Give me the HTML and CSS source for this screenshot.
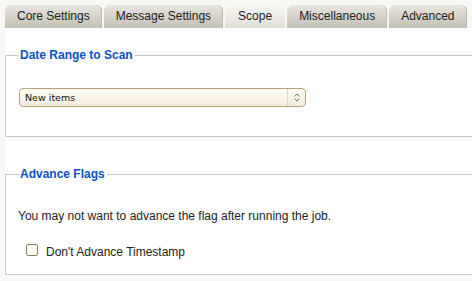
FILE: index.html
```html
<!DOCTYPE html>
<html>
<head>
<meta charset="utf-8">
<link rel="stylesheet" href="styles.css">
</head>
<body>
<div class="tabs">
  <div class="tab">Core Settings</div>
  <div class="tab">Message Settings</div>
  <div class="tab active">Scope</div>
  <div class="tab">Miscellaneous</div>
  <div class="tab">Advanced</div>
</div>
<div class="panel">
  <fieldset class="group group-date">
    <legend>Date Range to Scan</legend>
    <div class="select">
      <span class="select-value">New items</span>
      <span class="select-arrows">
        <svg width="8" height="11" viewBox="0 0 8 11"><path d="M1.5 4.5 L4 2 L6.5 4.5 M1.5 6.5 L4 9 L6.5 6.5" fill="none" stroke="#6f6f6f" stroke-width="1"/></svg>
      </span>
    </div>
  </fieldset>
  <fieldset class="group group-flags">
    <legend>Advance Flags</legend>
    <p class="note">You may not want to advance the flag after running the job.</p>
    <label class="check"><span class="box"></span><span>Don't Advance Timestamp</span></label>
  </fieldset>
</div>
</body>
</html>
```
FILE: styles.css
```css
html, body {
  margin: 0;
  padding: 0;
}
body {
  background: #f7f7f5;
  font-family: "Liberation Sans", Arial, sans-serif;
  font-size: 12px;
  color: #222;
  width: 472px;
  height: 281px;
  overflow: hidden;
}
.tabs {
  display: flex;
  gap: 2px;
  padding: 5px 0 0 5px;
  height: 23px;
}
.tab {
  height: 23px;
  line-height: 23px;
  padding: 0 12px;
  border-radius: 6px 6px 0 0;
  background: linear-gradient(#e8e6e0, #d2cfc5 60%, #c3c0b4);
  box-shadow: inset -1px 0 0 #bcb9ad;
  white-space: nowrap;
}
.tab.active {
  padding: 0 13px;
  background: linear-gradient(#f6f6f2, #e9e7e0 70%, #dedbd2);
  box-shadow: none;
}
.panel {
  margin-left: 5px;
  width: 480px;
  background: #fff;
  padding-top: 20px;
}
.group {
  margin: 0;
  border: 1px solid #c9c9c9;
  padding: 0 0 0 13px;
}
.group legend {
  padding: 0 2px 0 1px;
  color: #0a52c6;
  font-weight: bold;
  font-size: 12px;
  line-height: 14px;
}
.group-date {
  padding-top: 26px;
  padding-bottom: 29px;
}
.group-flags {
  margin-top: 30px;
  padding-top: 28px;
  padding-bottom: 15px;
}
.select {
  display: flex;
  align-items: center;
  width: 285px;
  height: 17px;
  border: 1px solid #b8a478;
  border-radius: 4px;
  background: linear-gradient(#fefcf6, #f3eddd);
  font-family: "DejaVu Sans", Verdana, sans-serif;
  font-size: 9.5px;
  color: #111;
}
.select-value {
  flex: 1;
  padding-left: 5px;
}
.select-arrows {
  width: 17px;
  height: 17px;
  border-left: 1px solid #ddd3bc;
  display: flex;
  align-items: center;
  justify-content: center;
}
.select-arrows svg {
  display: block;
}
.note {
  margin: 0 0 0 -1px;
  line-height: 14px;
}
.check {
  display: flex;
  align-items: center;
  gap: 8px;
  margin: 22px 0 0 7px;
  line-height: 14px;
}
.box {
  width: 10px;
  height: 10px;
  border: 1px solid #8e7a55;
  border-radius: 2px;
  background: #fff;
  margin-top: -4px;
}
```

★ ★ ★ ★

Take the data above and repeat it exactly, leaving each picture out.

Give me the HTML and CSS source for this screenshot.
FILE: index.html
```html
<!DOCTYPE html>
<html>
<head>
<meta charset="utf-8">
<link rel="stylesheet" href="styles.css">
</head>
<body>
<div class="tabs">
  <div class="tab">Core Settings</div>
  <div class="tab">Message Settings</div>
  <div class="tab active">Scope</div>
  <div class="tab">Miscellaneous</div>
  <div class="tab">Advanced</div>
</div>
<div class="panel">
  <fieldset class="group group-date">
    <legend>Date Range to Scan</legend>
    <div class="select">
      <span class="select-value">New items</span>
      <span class="select-arrows">
        <svg width="8" height="11" viewBox="0 0 8 11"><path d="M1.5 4.5 L4 2 L6.5 4.5 M1.5 6.5 L4 9 L6.5 6.5" fill="none" stroke="#6f6f6f" stroke-width="1"/></svg>
      </span>
    </div>
  </fieldset>
  <fieldset class="group group-flags">
    <legend>Advance Flags</legend>
    <p class="note">You may not want to advance the flag after running the job.</p>
    <label class="check"><span class="box"></span><span>Don't Advance Timestamp</span></label>
  </fieldset>
</div>
</body>
</html>
```
FILE: styles.css
```css
html, body {
  margin: 0;
  padding: 0;
}
body {
  background: #f7f7f5;
  font-family: "Liberation Sans", Arial, sans-serif;
  font-size: 12px;
  color: #222;
  width: 472px;
  height: 281px;
  overflow: hidden;
}
.tabs {
  display: flex;
  gap: 2px;
  padding: 5px 0 0 5px;
  height: 23px;
}
.tab {
  height: 23px;
  line-height: 23px;
  padding: 0 12px;
  border-radius: 6px 6px 0 0;
  background: linear-gradient(#e8e6e0, #d2cfc5 60%, #c3c0b4);
  box-shadow: inset -1px 0 0 #bcb9ad;
  white-space: nowrap;
}
.tab.active {
  padding: 0 13px;
  background: linear-gradient(#f6f6f2, #e9e7e0 70%, #dedbd2);
  box-shadow: none;
}
.panel {
  margin-left: 5px;
  width: 480px;
  background: #fff;
  padding-top: 20px;
}
.group {
  margin: 0;
  border: 1px solid #c9c9c9;
  padding: 0 0 0 13px;
}
.group legend {
  padding: 0 2px 0 1px;
  color: #0a52c6;
  font-weight: bold;
  font-size: 12px;
  line-height: 14px;
}
.group-date {
  padding-top: 26px;
  padding-bottom: 29px;
}
.group-flags {
  margin-top: 30px;
  padding-top: 28px;
  padding-bottom: 15px;
}
.select {
  display: flex;
  align-items: center;
  width: 285px;
  height: 17px;
  border: 1px solid #b8a478;
  border-radius: 4px;
  background: linear-gradient(#fefcf6, #f3eddd);
  font-family: "DejaVu Sans", Verdana, sans-serif;
  font-size: 9.5px;
  color: #111;
}
.select-value {
  flex: 1;
  padding-left: 5px;
}
.select-arrows {
  width: 17px;
  height: 17px;
  border-left: 1px solid #ddd3bc;
  display: flex;
  align-items: center;
  justify-content: center;
}
.select-arrows svg {
  display: block;
}
.note {
  margin: 0 0 0 -1px;
  line-height: 14px;
}
.check {
  display: flex;
  align-items: center;
  gap: 8px;
  margin: 22px 0 0 7px;
  line-height: 14px;
}
.box {
  width: 10px;
  height: 10px;
  border: 1px solid #8e7a55;
  border-radius: 2px;
  background: #fff;
  margin-top: -4px;
}
```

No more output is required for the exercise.